To mark Spiegel's 50th anniversary next week, the Berlin newspaper Tageszeitung published documents yesterday listing prominent Nazis who held senior positions in the 1950s. The international department was headed by a former SS officer who helped plan the invasion of Britain; the foreign editor, another SS man, was a top agent in occupied Norway.
The Berlin correspondent was in his previous incarnation a Nazi official in charge of the foreign press corps. Spiegel's Latin America correspondent, Wilfred von Oven, also had excellent contacts among the burgeoning German diaspora on his patch. During the war he was chief adjutant to Goebbels.
The magazine's SS contingent knew each other before the war and had first met in Konigsberg, formerly East Prussia, while developing the theology of "Scientific National Socialism". One of them, Horst Mahnke, was charged at the Nuremberg war-crimes trials with the murder of 38 Jewish intellectuals in Russia in 1941.

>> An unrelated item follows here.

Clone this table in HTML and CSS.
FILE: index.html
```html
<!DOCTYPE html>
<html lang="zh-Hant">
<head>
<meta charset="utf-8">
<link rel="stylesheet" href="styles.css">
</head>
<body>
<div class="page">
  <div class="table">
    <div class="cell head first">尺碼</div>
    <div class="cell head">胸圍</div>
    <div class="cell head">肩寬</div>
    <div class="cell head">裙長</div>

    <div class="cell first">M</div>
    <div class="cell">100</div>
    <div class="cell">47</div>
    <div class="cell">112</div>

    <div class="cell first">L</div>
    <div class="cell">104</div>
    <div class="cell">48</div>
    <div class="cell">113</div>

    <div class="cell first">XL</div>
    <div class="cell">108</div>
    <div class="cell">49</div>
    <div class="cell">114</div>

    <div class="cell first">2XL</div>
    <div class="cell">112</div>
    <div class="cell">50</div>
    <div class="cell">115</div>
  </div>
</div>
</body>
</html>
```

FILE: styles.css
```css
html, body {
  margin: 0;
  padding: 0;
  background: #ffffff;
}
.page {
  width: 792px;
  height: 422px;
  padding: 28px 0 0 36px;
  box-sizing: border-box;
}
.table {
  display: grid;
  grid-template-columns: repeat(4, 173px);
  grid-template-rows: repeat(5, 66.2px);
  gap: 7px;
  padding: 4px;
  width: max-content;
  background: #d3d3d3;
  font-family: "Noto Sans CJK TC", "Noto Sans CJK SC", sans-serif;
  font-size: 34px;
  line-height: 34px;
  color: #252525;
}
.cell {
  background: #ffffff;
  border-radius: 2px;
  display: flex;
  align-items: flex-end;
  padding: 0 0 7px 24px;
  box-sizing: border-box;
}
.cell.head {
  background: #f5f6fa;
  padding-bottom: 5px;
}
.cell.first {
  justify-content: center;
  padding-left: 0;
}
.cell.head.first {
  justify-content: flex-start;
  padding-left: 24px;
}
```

During the war he was in the group that developed Operation Sealion, the proposed invasion of Britain. His job was to draw up lists of British Jews, MPs and other "undesirables". Had Hitler invaded, Mahnke was the man marked out to implement Britain's "purification".
In 1952 he joined Spiegel as international editor, and remained on staff until 1959, when he switched to another magazine. He retired as chief business manager of the Association of German Magazine Publishers, and died in 1985 a thoroughly respected man.

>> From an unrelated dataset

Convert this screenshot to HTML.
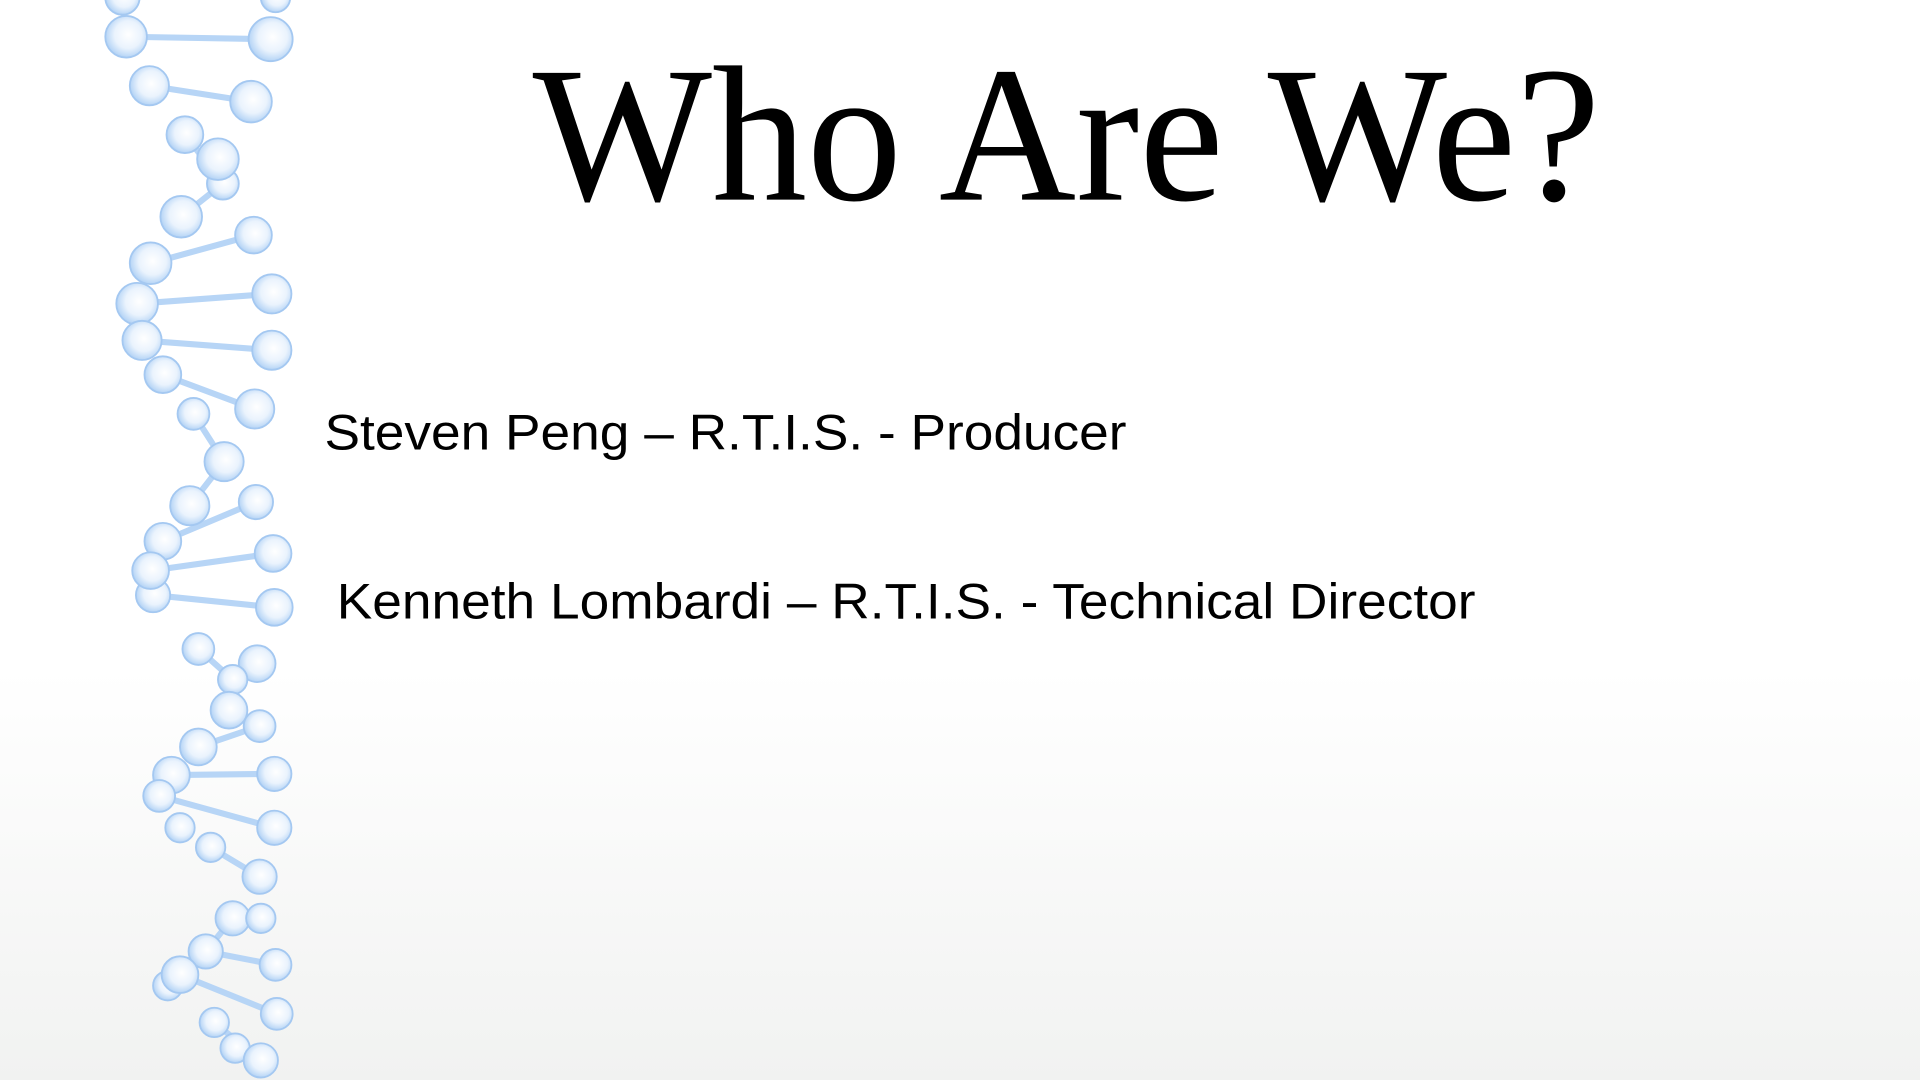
<!DOCTYPE html>
<html><head><meta charset="utf-8"><style>
html,body{margin:0;padding:0;width:1920px;height:1080px;overflow:hidden;background:#fff}
svg{display:block}
</style></head><body>
<svg width="1920" height="1080" viewBox="0 0 1568 882" xmlns="http://www.w3.org/2000/svg">
<defs>
<linearGradient id="bg" x1="0" y1="0" x2="0" y2="1">
<stop offset="0" stop-color="#ffffff"/><stop offset="0.62" stop-color="#ffffff"/><stop offset="1" stop-color="#f1f2f1"/>
</linearGradient>
<radialGradient id="ball" cx="0.55" cy="0.45" r="0.6">
<stop offset="0" stop-color="#ffffff"/><stop offset="0.55" stop-color="#eaf3fd"/><stop offset="1" stop-color="#a9cdf4"/>
</radialGradient>
</defs>
<rect width="1568" height="882" fill="url(#bg)"/>
<g stroke="#b7d5f6" stroke-width="5" stroke-linecap="round">
<line x1="103" y1="30" x2="221" y2="32"/>
<line x1="122" y1="70" x2="205" y2="83"/>
<line x1="151" y1="110" x2="182" y2="150"/>
<line x1="148" y1="177" x2="182" y2="150"/>
<line x1="123" y1="215" x2="207" y2="192"/>
<line x1="112" y1="248" x2="222" y2="240"/>
<line x1="116" y1="278" x2="222" y2="286"/>
<line x1="133" y1="306" x2="208" y2="334"/>
<line x1="158" y1="338" x2="183" y2="377"/>
<line x1="155" y1="413" x2="183" y2="377"/>
<line x1="133" y1="442" x2="209" y2="410"/>
<line x1="123" y1="466" x2="223" y2="452"/>
<line x1="125" y1="486" x2="224" y2="496"/>
<line x1="162" y1="530" x2="190" y2="555"/>
<line x1="162" y1="610" x2="212" y2="593"/>
<line x1="140" y1="633" x2="224" y2="632"/>
<line x1="130" y1="650" x2="224" y2="676"/>
<line x1="172" y1="692" x2="212" y2="716"/>
<line x1="190" y1="750" x2="168" y2="777"/>
<line x1="168" y1="777" x2="225" y2="788"/>
<line x1="147" y1="796" x2="226" y2="828"/>
<line x1="175" y1="835" x2="213" y2="866"/>
</g>
<g fill="url(#ball)" stroke="#a4c8f1" stroke-width="1.5">
<circle cx="100" cy="-2" r="14"/><circle cx="225" cy="-2" r="12"/>
<circle cx="103" cy="30" r="17"/><circle cx="221" cy="32" r="18"/>
<circle cx="122" cy="70" r="16"/><circle cx="205" cy="83" r="17"/>
<circle cx="151" cy="110" r="15"/><circle cx="182" cy="150" r="13"/><circle cx="178" cy="130" r="17"/>
<circle cx="148" cy="177" r="17"/><circle cx="207" cy="192" r="15"/>
<circle cx="123" cy="215" r="17"/>
<circle cx="112" cy="248" r="17"/><circle cx="222" cy="240" r="16"/>
<circle cx="116" cy="278" r="16"/><circle cx="222" cy="286" r="16"/>
<circle cx="133" cy="306" r="15"/><circle cx="208" cy="334" r="16"/>
<circle cx="158" cy="338" r="13"/><circle cx="183" cy="377" r="16"/>
<circle cx="155" cy="413" r="16"/><circle cx="209" cy="410" r="14"/>
<circle cx="133" cy="442" r="15"/><circle cx="223" cy="452" r="15"/>
<circle cx="125" cy="486" r="14"/>
<circle cx="123" cy="466" r="15"/><circle cx="224" cy="496" r="15"/>
<circle cx="162" cy="530" r="13"/><circle cx="210" cy="542" r="15"/>
<circle cx="190" cy="555" r="12"/><circle cx="187" cy="580" r="15"/>
<circle cx="162" cy="610" r="15"/><circle cx="212" cy="593" r="13"/>
<circle cx="140" cy="633" r="15"/><circle cx="224" cy="632" r="14"/>
<circle cx="147" cy="676" r="12"/>
<circle cx="130" cy="650" r="13"/><circle cx="224" cy="676" r="14"/>
<circle cx="172" cy="692" r="12"/><circle cx="212" cy="716" r="14"/>
<circle cx="190" cy="750" r="14"/><circle cx="213" cy="750" r="12"/>
<circle cx="168" cy="777" r="14"/><circle cx="225" cy="788" r="13"/>
<circle cx="137" cy="805" r="12"/>
<circle cx="147" cy="796" r="15"/><circle cx="226" cy="828" r="13"/>
<circle cx="175" cy="835" r="12"/><circle cx="192" cy="856" r="12"/>
<circle cx="213" cy="866" r="14"/>
</g>
<text x="435" y="163" font-family="Liberation Serif, serif" font-size="158" textLength="872" lengthAdjust="spacingAndGlyphs" fill="#000">Who Are We?</text>
<text x="265" y="367" font-family="Liberation Sans, sans-serif" font-size="41" textLength="655" lengthAdjust="spacingAndGlyphs" fill="#000">Steven Peng – R.T.I.S. - Producer</text>
<text x="275" y="505" font-family="Liberation Sans, sans-serif" font-size="41" textLength="930" lengthAdjust="spacingAndGlyphs" fill="#000">Kenneth Lombardi – R.T.I.S. - Technical Director</text>
</svg>
</body></html>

His SS chum Georg Wolff, who spent the war in Norway, retired from Spiegel in the 1970s after a glittering career and died last summer.

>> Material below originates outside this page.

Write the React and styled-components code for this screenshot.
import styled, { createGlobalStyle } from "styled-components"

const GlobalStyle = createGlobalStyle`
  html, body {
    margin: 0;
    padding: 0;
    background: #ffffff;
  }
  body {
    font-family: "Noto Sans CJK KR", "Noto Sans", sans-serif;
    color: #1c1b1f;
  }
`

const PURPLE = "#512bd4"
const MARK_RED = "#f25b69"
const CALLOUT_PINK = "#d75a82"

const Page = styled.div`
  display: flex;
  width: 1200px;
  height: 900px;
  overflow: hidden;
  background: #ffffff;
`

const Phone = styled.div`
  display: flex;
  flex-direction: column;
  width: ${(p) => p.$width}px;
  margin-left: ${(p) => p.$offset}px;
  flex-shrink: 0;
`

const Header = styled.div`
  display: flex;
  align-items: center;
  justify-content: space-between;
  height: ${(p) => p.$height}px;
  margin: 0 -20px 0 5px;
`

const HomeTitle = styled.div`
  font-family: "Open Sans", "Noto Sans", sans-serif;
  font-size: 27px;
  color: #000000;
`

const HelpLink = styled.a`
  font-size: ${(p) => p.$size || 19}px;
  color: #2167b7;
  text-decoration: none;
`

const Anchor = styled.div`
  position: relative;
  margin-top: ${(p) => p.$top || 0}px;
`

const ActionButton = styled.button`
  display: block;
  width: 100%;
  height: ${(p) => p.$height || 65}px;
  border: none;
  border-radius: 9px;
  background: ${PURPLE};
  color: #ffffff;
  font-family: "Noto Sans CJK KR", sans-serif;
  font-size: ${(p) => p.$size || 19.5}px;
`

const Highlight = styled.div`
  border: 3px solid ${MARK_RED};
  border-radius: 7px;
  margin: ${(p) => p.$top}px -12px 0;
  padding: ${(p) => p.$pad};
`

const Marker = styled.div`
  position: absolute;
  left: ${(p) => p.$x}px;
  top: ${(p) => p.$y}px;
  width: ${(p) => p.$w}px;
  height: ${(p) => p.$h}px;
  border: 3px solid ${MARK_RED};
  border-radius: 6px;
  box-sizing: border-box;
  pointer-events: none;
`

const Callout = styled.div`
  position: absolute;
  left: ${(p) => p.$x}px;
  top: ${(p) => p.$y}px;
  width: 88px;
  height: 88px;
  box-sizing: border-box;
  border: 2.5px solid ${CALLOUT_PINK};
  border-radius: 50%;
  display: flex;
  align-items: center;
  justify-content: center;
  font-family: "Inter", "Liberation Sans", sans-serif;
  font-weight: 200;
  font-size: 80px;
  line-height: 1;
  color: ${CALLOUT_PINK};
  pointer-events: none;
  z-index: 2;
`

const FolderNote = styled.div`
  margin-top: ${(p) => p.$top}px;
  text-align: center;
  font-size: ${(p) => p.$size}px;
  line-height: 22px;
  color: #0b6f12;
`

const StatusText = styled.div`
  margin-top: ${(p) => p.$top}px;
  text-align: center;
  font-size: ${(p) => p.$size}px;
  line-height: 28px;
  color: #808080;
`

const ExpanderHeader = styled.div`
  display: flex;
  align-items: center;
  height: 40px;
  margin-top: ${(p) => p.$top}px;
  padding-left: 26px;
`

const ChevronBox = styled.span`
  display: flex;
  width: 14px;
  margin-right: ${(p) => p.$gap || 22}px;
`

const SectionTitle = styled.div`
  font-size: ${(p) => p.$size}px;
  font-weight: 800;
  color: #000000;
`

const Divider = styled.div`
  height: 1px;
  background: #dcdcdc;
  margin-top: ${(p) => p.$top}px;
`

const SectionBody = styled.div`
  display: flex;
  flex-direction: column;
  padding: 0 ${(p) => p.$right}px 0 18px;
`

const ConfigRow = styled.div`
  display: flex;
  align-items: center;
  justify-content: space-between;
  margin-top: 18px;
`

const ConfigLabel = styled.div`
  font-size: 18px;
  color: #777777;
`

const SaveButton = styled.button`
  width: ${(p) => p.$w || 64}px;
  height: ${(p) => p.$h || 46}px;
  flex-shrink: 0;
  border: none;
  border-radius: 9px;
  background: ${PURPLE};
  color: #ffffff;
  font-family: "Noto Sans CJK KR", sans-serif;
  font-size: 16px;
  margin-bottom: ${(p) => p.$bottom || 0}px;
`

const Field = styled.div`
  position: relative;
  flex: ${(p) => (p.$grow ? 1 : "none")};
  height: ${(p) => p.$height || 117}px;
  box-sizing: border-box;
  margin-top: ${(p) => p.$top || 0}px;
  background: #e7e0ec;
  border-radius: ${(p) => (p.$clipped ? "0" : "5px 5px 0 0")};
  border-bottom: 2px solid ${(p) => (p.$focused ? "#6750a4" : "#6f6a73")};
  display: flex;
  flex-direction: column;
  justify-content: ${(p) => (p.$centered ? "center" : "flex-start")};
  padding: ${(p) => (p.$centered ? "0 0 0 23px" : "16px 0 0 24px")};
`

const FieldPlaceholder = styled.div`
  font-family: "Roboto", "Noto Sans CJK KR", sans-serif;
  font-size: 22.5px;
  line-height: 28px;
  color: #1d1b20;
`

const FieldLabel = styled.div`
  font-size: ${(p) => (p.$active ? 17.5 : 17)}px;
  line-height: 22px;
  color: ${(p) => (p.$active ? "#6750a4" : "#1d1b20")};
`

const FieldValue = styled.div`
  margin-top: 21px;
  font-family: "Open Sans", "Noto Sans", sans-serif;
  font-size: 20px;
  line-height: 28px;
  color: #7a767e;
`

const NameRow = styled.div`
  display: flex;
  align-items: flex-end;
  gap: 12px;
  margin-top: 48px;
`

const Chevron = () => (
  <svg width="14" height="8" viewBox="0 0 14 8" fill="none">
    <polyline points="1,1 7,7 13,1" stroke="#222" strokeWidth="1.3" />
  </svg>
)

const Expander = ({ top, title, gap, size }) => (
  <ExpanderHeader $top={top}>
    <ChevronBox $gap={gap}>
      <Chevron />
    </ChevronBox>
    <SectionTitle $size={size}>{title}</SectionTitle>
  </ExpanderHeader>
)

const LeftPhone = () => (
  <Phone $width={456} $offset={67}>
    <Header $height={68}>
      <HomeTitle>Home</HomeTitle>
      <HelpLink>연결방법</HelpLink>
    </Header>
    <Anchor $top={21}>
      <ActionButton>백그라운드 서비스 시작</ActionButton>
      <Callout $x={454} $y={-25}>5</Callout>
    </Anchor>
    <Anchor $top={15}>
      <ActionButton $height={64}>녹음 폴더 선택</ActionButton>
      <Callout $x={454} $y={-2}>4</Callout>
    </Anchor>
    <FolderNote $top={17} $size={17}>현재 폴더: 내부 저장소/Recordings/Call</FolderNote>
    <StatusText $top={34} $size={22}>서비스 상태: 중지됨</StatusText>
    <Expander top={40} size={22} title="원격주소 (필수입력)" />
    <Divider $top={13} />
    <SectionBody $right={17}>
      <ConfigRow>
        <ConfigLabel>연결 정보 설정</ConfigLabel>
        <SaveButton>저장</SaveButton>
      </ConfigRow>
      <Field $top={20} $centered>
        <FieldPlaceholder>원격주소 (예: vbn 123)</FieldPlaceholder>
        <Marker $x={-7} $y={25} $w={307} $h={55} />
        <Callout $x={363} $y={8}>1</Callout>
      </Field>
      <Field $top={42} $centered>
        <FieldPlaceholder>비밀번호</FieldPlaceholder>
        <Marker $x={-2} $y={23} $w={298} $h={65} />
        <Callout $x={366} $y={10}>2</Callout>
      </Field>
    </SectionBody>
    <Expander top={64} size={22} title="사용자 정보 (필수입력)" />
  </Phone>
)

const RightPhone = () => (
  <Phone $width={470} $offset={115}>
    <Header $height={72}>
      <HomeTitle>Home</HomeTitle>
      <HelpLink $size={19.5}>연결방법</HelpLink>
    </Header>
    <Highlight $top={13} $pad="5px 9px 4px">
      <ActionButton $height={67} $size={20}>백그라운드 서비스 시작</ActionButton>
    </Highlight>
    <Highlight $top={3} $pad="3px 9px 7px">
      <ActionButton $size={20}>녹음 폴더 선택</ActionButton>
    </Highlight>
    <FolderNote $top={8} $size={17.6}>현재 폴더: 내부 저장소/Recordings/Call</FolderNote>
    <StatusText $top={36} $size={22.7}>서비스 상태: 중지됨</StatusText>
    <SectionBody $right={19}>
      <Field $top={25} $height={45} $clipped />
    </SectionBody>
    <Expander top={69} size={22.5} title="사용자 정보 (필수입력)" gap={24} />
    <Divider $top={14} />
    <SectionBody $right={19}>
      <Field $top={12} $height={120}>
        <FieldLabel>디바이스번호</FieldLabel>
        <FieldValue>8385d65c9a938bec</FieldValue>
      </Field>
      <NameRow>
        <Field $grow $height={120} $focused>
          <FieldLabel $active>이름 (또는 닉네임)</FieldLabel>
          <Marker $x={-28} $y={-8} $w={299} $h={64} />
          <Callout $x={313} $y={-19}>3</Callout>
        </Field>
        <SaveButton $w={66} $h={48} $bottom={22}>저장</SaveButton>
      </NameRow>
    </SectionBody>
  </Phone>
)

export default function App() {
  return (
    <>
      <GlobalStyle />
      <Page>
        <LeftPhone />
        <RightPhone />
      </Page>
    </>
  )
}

Long after the war, he continued to hold curiously familiar views, as he betrayed in an essay about Africa: "The Negro is intelligent, skilful and eager to learn, but he is lazy," Wolff said in a scholarly journal.
Karl Friedrich Grosse, the Berlin correspondent, and von Oven in Latin America also clung on to their respectability, despite attempts to expose their pasts. As senior figures in Germany's most powerful media organ, Spiegel's Nazis were well- placed to deflect public campaigns against relics of the Third Reich. The network looked after its own, frequently springing to the defence of any member of the fraternity under attack.
The boys from Konigsberg turned their magazine into a "letter-box" for the Nazi elite, littering the pages with coded messages. Spiegel functioned, according to Tageszeitung, as a "beacon in the democratic state", helping Nazis to find their bearings in the new world.
They did their job well. The Nazis became democrats, and Spiegel, the fearless, somewhat pompous, champion of liberal principles, remains the most influential magazine today, selling 1 million copies a week.